If the law has served as a legitimating tool of colonialism throughout history—for example, through the Laws of the Indies of 1512 or the Berlin Conference of 1885—Ortiz traces how the idea of justice continues to be used today to approve violent control policies for migrant people from former colonies, thus keeping the neocolonial status quo intact. As a result, The Empire of Law that Ortiz speaks about in the video refers to the European project of creating an empire rooted in colonialism, in which justice for the colonial territories and racialized people can never be found.


Heidi Ballet in Conversation with Daniela Ortiz


Biographies

Daniela Ortiz (born 1985 in Peru, lives and works in Barcelona) aims to generate visual narratives in which the concepts of nationality, racialization, social class, and genre are explored in order to critically understand structures of colonial, patriarchal, and capitalist power. Her recent projects and research deal with the European migratory control system, its links to colonialism, and the legal structure created by European institutions in order to inflict violence on racialized sections of the population and migrant communities. She has also developed projects about the Peruvian upper class and its exploitative relationship with domestic workers.

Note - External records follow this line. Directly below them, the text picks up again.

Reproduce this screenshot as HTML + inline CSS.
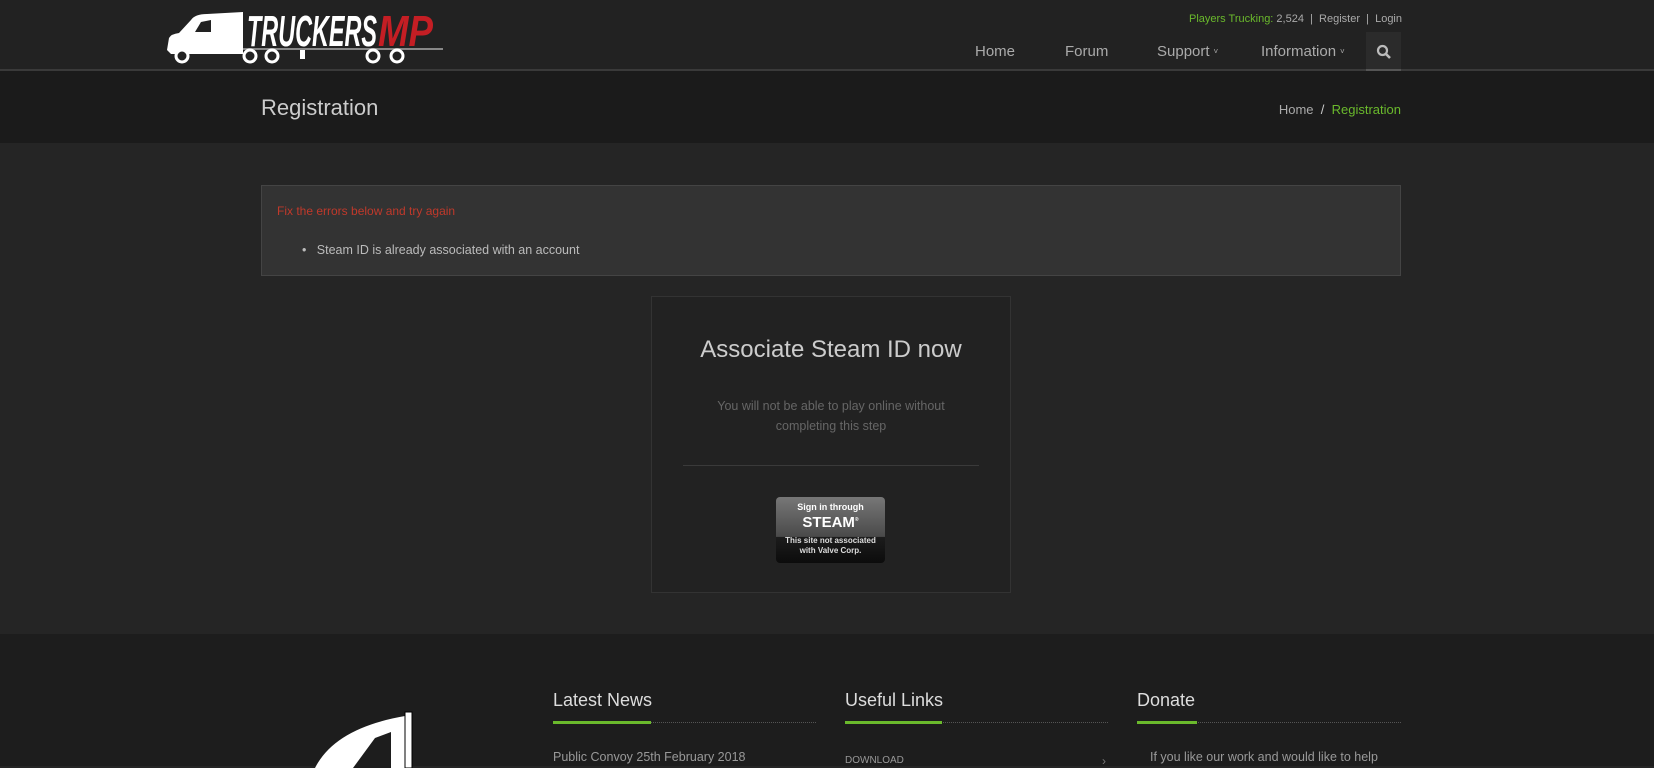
<!DOCTYPE html>
<html><head><meta charset="utf-8"><style>
*{margin:0;padding:0;box-sizing:border-box}
body{width:1654px;height:766px;overflow:hidden;background:#252525;font-family:"Liberation Sans",sans-serif;color:#aaa;position:relative}
.abs{position:absolute}
#hdr{left:0;top:0;width:1654px;height:71px;background:#222;border-bottom:2px solid #3a3a3a}
#tb{left:0;top:71px;width:1654px;height:72px;background:#1b1b1b}
#ft{left:0;top:634px;width:1654px;height:132px;background:#1d1d1d}
.nav{top:43px;font-size:15px;color:#aaa}
.chev{font-size:8px;vertical-align:2px;margin-left:4px}
.top{top:13px;font-size:11px;color:#aaa}
.fh{font-size:18px;color:#ddd;font-weight:300}
</style></head><body>
<div id="hdr" class="abs"></div>
<svg class="abs" style="left:165px;top:6px" width="280" height="60" viewBox="0 0 280 60">
 <path d="M2 44 L4 32 Q6 28 14 27 L26 14 Q30 8 42 8 L78 6 L78 48 L6 48 Z" fill="#fff"/>
 <path d="M30 26 L36 16 L46 14 L46 26 Z" fill="#222"/>
 <rect x="78" y="42" width="200" height="2" fill="#888"/>
 <rect x="135" y="44" width="5" height="9" fill="#fff"/>
 <g fill="#222" stroke="#fff" stroke-width="3"><circle cx="17" cy="50" r="6"/><circle cx="85" cy="50" r="6"/><circle cx="107" cy="50" r="6"/><circle cx="208" cy="50" r="6"/><circle cx="232" cy="50" r="6"/></g>
 <text x="82" y="40" font-family="Liberation Sans" font-style="italic" font-weight="bold" font-size="44" fill="#fff" textLength="130" lengthAdjust="spacingAndGlyphs">TRUCKERS</text>
 <text x="213" y="40" font-family="Liberation Sans" font-style="italic" font-weight="bold" font-size="44" fill="#c41e24" textLength="55" lengthAdjust="spacingAndGlyphs">MP</text>
</svg>
<div class="abs top" style="right:252px"><span style="color:#6ab92c">Players Trucking:</span> 2,524 &nbsp;|&nbsp; Register &nbsp;|&nbsp; Login</div>
<div class="abs nav" style="left:975px">Home</div>
<div class="abs nav" style="left:1065px">Forum</div>
<div class="abs nav" style="left:1157px">Support<span class="chev">˅</span></div>
<div class="abs nav" style="left:1261px">Information<span class="chev">˅</span></div>
<div class="abs" style="left:1366px;top:32px;width:35px;height:39px;background:#2b2b2b;border-bottom:2px solid #555"></div>
<svg class="abs" style="left:1376px;top:44px" width="16" height="16"><circle cx="6.5" cy="6.5" r="4.5" fill="none" stroke="#bbb" stroke-width="2.2"/><path d="M10 10 L14 14" stroke="#bbb" stroke-width="2.6"/></svg>
<div id="tb" class="abs"></div>
<div class="abs" style="left:261px;top:95px;font-size:22px;color:#ccc;font-weight:300">Registration</div>
<div class="abs" style="right:253px;top:102px;font-size:13px;color:#aaa">Home &nbsp;<span style="color:#ccc">/</span>&nbsp; <span style="color:#6ab92c">Registration</span></div>
<div class="abs" style="left:261px;top:185px;width:1140px;height:91px;background:#333;border:1px solid #444"></div>
<div class="abs" style="left:277px;top:204px;font-size:12px;color:#c0392b">Fix the errors below and try again</div>
<div class="abs" style="left:302px;top:243px;font-size:12.5px;color:#bbb">•&nbsp;&nbsp; Steam ID is already associated with an account</div>
<div class="abs" style="left:651px;top:296px;width:360px;height:297px;background:#222;border:1px solid #333"></div>
<div class="abs" style="left:651px;top:336px;width:360px;text-align:center;font-size:24px;color:#ccc;font-weight:300">Associate Steam ID now</div>
<div class="abs" style="left:701px;top:396px;width:260px;text-align:center;font-size:12.5px;line-height:20px;color:#666">You will not be able to play online without completing this step</div>
<div class="abs" style="left:683px;top:465px;width:296px;height:1px;background:#3a3a3a"></div>
<div class="abs" style="left:776px;top:497px;width:109px;height:66px;border-radius:4px;background:linear-gradient(#777,#4a4a4a 60%,#1c1c1c 61%,#0c0c0c);color:#fff;text-align:center;font-weight:bold">
 <div style="font-size:9px;margin-top:5px">Sign in through</div>
 <div style="font-size:15px;line-height:16px">STEAM<sup style="font-size:5px">®</sup></div>
 <div style="font-size:8px;margin-top:5px;line-height:10px;color:#ddd">This site not associated<br>with Valve Corp.</div>
</div>
<div id="ft" class="abs"></div>
<svg class="abs" style="left:295px;top:708px" width="140" height="60"><path d="M20 60 Q40 20 110 8 L110 60 Z" fill="#fff"/><path d="M58 60 L80 30 L96 24 L96 60Z" fill="#1d1d1d"/><rect x="110" y="4" width="7" height="56" fill="#fff" stroke="#000"/></svg>
<div class="abs fh" style="left:553px;top:690px">Latest News</div>
<div class="abs fh" style="left:845px;top:690px">Useful Links</div>
<div class="abs fh" style="left:1137px;top:690px">Donate</div>
<div class="abs" style="left:553px;top:722px;width:263px;border-top:1px dotted #555"></div>
<div class="abs" style="left:845px;top:722px;width:263px;border-top:1px dotted #555"></div>
<div class="abs" style="left:1137px;top:722px;width:264px;border-top:1px dotted #555"></div>
<div class="abs" style="left:553px;top:721px;width:98px;height:3px;background:#6ab92c"></div>
<div class="abs" style="left:845px;top:721px;width:97px;height:3px;background:#6ab92c"></div>
<div class="abs" style="left:1137px;top:721px;width:60px;height:3px;background:#6ab92c"></div>
<div class="abs" style="left:553px;top:750px;font-size:12.5px;color:#999">Public Convoy 25th February 2018</div>
<div class="abs" style="left:845px;top:755px;font-size:10px;color:#999">DOWNLOAD</div>
<div class="abs" style="left:1102px;top:754px;font-size:12px;color:#777">›</div>
<div class="abs" style="left:1150px;top:750px;font-size:12.5px;color:#999">If you like our work and would like to help</div>
</body></html>
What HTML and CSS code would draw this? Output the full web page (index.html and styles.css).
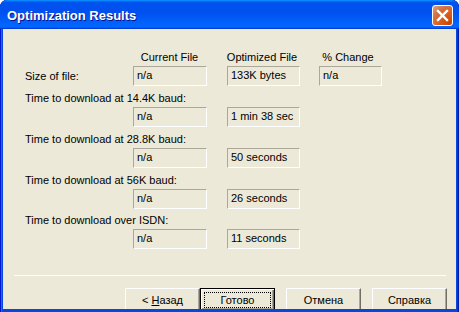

Recently, her artistic practice has gone back to visual and manual work, developing art pieces in ceramic and collage—as well as in formats like children’s books—as a means to take distance from Eurocentric conceptual art aesthetics. Together with her artistic practice, she is the mother of a three-year-old, gives talks and workshops, conducts research, and participates in discussions on Europe’s migratory control system and its ties to coloniality in different contexts. 

Daniela Ortiz was recently forced to leave Spain hurriedly after having lived there for 13 years. In her work, Ortiz has repeatedly addressed colonial legacies and after being invited to express her views in a TV interview, she faced a severe backlash that put her safety in Spain at risk. She continues her work from her home country Peru.

Heidi Ballet is an independent curator based in Berlin. She is the artistic director of the 2021 Beaufort Triennial in Ostend and recently co-curated the 2019 Tallinn Photomonth Biennial and the 2017 Lofoten Biennial (LIAF). In 2016, she curated the Satellite exhibition series Our Ocean, Your Horizon at Jeu de Paume in Paris and CAPC in Bordeaux, as well as the group exhibition The Morality Reflex at CAC Vilnius. Between 2012 and 2015, she worked as a research curator on the project After Year Zero, which was initiated and shown at HKW in Berlin (2013) and later traveled to the Museum of Modern Art Warsaw (2015). Her writing has appeared in Mousse MagazineRandian, and Art Papers.